My Data, Myself - An Archival Workshop

Images by John Hill

Paris, France – February 2026

In February 2026, I hosted a hands-on workshop that brought together participants to materialize their Instagram archives through craft. Over three hours, we explored what happens when digital memories become physical objects, and who controls our personal histories when they live primarily in corporate databases.

Making the Archive Tangible

Participants arrived with phones logged into Instagram and shared with one another their archived posts — images hidden from public view but stored in the database of the platform. Participants then printed the images and worked with annotated collages, cross-stitch patterns, and zines to create physical objects from their digital traces. The workshop positioned craft as rogue archiving: a deliberate, labor-intensive act of reclaiming memories from platforms that make them increasingly difficult to access or export.

Emotional Metadata

A central concept emerged throughout our conversations: emotional metadata. While Instagram captures technical metadata—timestamps, locations, engagement metrics—it can't archive the felt experience behind each post. Why did you share it? Who were you at the time? Why did you archive it? Through the slow work of making, participants excavated these layers that exist only in their own memories, writing them directly onto printed images or sharing them in group discussion.

Collective Memory as Resistance

Beyond individual archives to take home, we created a collective database of shared memories. Participants consented to contribute their work to an evolving archive that documents how we're all navigating platform memory together. This collective piece extends my ongoing Archival Quilt project, building a counter-archive that is collaborative, material, and outside corporate control.

What Surfaced

The workshop revealed shared anxieties and desires: frustration at how platforms hold our memories hostage while making them harder to find, longing for more comprehensive offline archives, and recognition that our digital lives need physical form to truly endure.

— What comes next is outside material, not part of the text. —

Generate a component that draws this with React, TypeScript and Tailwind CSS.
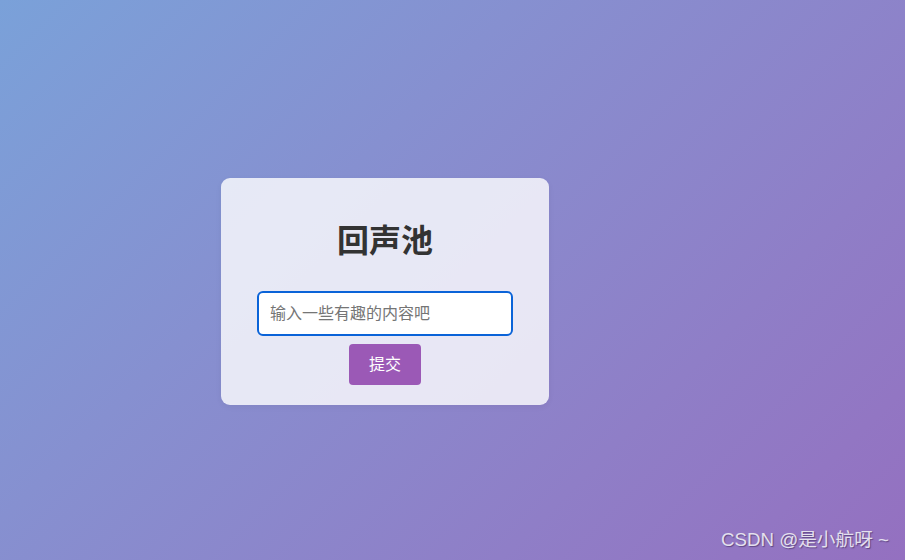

Participants spoke about forgetting moments that only Instagram remembers, about the dissonance between curated feeds and lived experience, and about wanting agency over their own memory infrastructure.

This workshop is part of my MFA thesis research, My Data, My Self: Memory and Materialization in the Age of Social Media, which examines artistic interventions into platform-controlled memory and explores craft practices as acts of data sovereignty.